◆ The task ◆
Repeat exactly the lines from the start of the material below up to and including the "const lastChecked = 16;" line.

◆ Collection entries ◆

━━━━

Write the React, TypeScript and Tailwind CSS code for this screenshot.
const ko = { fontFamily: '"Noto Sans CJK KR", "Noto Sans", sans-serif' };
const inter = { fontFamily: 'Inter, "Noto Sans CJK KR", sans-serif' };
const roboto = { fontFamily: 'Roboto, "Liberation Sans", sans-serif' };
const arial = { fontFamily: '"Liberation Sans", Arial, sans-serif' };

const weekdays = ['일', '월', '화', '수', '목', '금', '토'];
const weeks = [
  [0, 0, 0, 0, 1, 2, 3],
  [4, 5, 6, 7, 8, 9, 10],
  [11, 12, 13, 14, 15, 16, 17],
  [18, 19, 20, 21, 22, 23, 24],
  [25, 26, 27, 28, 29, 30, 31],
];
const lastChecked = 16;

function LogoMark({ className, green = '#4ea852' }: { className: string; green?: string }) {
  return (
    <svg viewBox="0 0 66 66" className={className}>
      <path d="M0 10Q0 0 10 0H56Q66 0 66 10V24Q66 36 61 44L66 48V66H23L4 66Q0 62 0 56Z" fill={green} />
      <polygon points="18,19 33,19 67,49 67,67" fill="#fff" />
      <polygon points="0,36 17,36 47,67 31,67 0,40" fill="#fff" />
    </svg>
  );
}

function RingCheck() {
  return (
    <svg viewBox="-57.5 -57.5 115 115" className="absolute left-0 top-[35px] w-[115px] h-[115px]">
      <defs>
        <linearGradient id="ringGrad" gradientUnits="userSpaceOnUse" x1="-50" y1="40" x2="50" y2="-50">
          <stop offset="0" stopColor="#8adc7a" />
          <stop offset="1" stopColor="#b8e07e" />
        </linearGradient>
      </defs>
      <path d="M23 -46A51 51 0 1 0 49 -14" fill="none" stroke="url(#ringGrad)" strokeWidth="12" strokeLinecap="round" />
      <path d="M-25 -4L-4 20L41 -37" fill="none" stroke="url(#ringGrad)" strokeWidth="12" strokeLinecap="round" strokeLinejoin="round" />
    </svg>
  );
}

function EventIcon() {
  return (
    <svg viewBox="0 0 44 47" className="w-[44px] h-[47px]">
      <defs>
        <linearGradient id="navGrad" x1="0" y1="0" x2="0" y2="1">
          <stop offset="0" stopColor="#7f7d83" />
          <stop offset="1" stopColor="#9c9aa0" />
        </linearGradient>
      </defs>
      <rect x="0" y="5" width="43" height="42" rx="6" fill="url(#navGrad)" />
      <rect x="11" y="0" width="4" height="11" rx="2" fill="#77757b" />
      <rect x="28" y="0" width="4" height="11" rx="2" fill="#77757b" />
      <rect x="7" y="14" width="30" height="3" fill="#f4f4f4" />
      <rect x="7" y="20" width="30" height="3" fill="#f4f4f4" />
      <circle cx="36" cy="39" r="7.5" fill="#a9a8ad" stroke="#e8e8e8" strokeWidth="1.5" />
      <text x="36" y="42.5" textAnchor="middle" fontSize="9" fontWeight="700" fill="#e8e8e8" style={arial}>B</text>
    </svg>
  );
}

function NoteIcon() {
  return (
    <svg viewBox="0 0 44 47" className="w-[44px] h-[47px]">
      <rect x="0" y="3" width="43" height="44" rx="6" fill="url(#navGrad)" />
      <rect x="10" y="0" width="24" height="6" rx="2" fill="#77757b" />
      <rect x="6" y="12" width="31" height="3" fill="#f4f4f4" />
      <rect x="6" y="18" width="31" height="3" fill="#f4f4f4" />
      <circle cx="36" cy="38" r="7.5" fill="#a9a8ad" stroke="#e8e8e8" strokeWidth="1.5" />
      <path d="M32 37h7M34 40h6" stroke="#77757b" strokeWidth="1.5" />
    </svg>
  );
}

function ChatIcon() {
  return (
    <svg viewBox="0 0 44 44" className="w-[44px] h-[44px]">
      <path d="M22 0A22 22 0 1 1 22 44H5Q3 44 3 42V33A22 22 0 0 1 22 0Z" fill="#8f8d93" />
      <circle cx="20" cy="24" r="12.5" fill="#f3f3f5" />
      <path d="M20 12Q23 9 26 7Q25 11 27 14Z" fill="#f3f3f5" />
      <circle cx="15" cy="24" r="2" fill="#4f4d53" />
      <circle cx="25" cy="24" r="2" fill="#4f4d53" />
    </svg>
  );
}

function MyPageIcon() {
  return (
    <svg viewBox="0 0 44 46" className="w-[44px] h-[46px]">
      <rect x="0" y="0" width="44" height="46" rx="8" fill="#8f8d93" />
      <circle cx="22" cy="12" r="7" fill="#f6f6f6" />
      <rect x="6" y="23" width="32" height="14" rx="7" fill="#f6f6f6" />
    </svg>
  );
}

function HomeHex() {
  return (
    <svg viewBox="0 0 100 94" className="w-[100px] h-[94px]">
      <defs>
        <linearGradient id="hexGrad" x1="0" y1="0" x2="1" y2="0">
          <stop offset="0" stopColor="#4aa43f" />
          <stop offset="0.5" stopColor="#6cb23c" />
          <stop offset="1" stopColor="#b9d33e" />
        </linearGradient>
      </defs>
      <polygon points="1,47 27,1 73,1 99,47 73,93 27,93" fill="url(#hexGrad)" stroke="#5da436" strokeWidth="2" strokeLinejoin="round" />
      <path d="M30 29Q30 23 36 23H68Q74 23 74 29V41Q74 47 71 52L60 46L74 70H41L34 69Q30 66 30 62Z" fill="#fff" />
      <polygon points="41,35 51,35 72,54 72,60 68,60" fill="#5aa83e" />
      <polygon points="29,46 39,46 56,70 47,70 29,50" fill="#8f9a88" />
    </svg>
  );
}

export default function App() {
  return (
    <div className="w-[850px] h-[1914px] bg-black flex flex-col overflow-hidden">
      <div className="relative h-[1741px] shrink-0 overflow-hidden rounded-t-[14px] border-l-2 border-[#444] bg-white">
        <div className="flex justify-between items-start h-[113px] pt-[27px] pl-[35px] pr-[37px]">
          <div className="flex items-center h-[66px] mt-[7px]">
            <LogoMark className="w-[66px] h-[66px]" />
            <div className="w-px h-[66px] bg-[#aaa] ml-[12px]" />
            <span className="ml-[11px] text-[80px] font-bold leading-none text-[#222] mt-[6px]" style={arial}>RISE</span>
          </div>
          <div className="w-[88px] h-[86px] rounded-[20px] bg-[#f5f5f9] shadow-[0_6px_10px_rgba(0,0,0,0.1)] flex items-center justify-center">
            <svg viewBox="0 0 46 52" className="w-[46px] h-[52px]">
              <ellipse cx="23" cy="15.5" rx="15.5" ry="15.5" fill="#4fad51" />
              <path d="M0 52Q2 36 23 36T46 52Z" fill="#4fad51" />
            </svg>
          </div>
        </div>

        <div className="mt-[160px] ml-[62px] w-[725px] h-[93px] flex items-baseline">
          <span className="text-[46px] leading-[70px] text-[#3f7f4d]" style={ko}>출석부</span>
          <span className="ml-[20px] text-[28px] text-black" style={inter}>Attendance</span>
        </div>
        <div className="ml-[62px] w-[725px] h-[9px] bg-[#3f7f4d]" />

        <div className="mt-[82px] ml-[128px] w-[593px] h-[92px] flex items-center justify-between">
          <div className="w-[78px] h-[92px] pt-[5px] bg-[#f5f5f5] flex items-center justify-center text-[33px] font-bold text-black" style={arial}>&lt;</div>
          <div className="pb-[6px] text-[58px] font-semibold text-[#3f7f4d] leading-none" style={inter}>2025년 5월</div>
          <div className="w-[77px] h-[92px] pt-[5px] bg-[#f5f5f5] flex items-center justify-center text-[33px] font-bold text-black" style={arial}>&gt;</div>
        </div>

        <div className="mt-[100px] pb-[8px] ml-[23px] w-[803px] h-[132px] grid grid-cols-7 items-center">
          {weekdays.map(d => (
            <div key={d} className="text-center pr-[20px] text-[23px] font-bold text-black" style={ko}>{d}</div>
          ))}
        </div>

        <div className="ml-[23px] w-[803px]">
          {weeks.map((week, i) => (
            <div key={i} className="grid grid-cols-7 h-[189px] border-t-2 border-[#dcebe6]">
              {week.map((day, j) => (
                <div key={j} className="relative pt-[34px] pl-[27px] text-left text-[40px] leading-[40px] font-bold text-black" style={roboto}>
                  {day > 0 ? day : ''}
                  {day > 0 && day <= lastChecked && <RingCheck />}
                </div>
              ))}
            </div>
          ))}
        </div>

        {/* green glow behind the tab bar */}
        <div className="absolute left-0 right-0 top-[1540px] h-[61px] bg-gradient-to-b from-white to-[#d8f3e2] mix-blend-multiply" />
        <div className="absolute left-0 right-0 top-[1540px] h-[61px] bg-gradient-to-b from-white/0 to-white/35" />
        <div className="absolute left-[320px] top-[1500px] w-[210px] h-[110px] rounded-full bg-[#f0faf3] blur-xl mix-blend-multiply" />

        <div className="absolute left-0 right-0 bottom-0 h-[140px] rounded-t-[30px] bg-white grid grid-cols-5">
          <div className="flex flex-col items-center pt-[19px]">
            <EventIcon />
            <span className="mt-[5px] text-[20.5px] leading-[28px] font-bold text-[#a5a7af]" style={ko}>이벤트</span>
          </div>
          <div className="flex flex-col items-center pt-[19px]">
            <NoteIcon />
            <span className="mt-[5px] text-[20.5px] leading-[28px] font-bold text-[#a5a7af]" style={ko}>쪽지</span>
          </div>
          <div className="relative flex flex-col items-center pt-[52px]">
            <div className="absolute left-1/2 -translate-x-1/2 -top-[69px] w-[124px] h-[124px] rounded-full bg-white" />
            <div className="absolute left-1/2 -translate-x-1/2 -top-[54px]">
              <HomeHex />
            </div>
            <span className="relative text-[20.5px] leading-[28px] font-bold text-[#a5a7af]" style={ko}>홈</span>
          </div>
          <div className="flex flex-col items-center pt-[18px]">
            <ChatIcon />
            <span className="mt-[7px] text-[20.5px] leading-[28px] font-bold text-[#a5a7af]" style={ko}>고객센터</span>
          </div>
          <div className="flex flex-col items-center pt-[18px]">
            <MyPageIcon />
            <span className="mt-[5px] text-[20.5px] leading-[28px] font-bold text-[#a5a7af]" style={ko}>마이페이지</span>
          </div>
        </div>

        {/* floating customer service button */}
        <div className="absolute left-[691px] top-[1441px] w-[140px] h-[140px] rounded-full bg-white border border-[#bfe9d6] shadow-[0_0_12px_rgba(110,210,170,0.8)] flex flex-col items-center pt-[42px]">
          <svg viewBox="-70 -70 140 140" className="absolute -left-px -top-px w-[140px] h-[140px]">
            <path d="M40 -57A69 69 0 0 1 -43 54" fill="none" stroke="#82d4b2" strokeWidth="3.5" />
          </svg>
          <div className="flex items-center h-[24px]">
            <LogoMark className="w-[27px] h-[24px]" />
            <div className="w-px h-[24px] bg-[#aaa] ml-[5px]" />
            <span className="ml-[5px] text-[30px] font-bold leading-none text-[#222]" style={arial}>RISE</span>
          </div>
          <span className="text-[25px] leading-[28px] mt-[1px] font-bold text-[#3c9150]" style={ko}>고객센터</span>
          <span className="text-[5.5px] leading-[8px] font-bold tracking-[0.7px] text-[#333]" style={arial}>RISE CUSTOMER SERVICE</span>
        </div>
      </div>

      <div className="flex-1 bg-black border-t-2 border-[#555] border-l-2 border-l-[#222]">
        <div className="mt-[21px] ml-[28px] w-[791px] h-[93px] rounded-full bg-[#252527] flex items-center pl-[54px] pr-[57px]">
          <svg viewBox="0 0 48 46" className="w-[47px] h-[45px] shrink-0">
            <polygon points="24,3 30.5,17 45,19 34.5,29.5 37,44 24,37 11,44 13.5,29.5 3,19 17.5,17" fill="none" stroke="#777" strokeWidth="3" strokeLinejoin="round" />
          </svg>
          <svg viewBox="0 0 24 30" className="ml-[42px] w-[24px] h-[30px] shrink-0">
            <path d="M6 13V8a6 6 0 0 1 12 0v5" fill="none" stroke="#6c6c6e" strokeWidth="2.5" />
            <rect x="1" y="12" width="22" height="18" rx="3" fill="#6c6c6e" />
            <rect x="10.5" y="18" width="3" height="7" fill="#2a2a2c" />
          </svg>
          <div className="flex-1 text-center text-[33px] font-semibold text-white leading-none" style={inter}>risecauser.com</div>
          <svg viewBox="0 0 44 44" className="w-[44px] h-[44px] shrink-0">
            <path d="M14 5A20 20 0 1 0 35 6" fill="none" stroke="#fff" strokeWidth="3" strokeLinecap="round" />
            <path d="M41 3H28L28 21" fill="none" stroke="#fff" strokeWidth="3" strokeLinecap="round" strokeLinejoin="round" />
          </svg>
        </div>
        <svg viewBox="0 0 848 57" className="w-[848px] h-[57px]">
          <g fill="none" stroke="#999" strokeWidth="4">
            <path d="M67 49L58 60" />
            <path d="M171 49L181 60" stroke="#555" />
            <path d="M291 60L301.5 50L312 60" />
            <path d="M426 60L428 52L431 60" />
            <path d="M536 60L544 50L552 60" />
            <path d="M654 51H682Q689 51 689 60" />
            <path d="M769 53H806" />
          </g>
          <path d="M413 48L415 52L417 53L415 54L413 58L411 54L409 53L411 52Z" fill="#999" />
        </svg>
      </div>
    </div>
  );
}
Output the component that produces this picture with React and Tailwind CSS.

━━━━

◆ Output ◆
Write the React, TypeScript and Tailwind CSS code for this screenshot.
const ko = { fontFamily: '"Noto Sans CJK KR", "Noto Sans", sans-serif' };
const inter = { fontFamily: 'Inter, "Noto Sans CJK KR", sans-serif' };
const roboto = { fontFamily: 'Roboto, "Liberation Sans", sans-serif' };
const arial = { fontFamily: '"Liberation Sans", Arial, sans-serif' };

const weekdays = ['일', '월', '화', '수', '목', '금', '토'];
const weeks = [
  [0, 0, 0, 0, 1, 2, 3],
  [4, 5, 6, 7, 8, 9, 10],
  [11, 12, 13, 14, 15, 16, 17],
  [18, 19, 20, 21, 22, 23, 24],
  [25, 26, 27, 28, 29, 30, 31],
];
const lastChecked = 16;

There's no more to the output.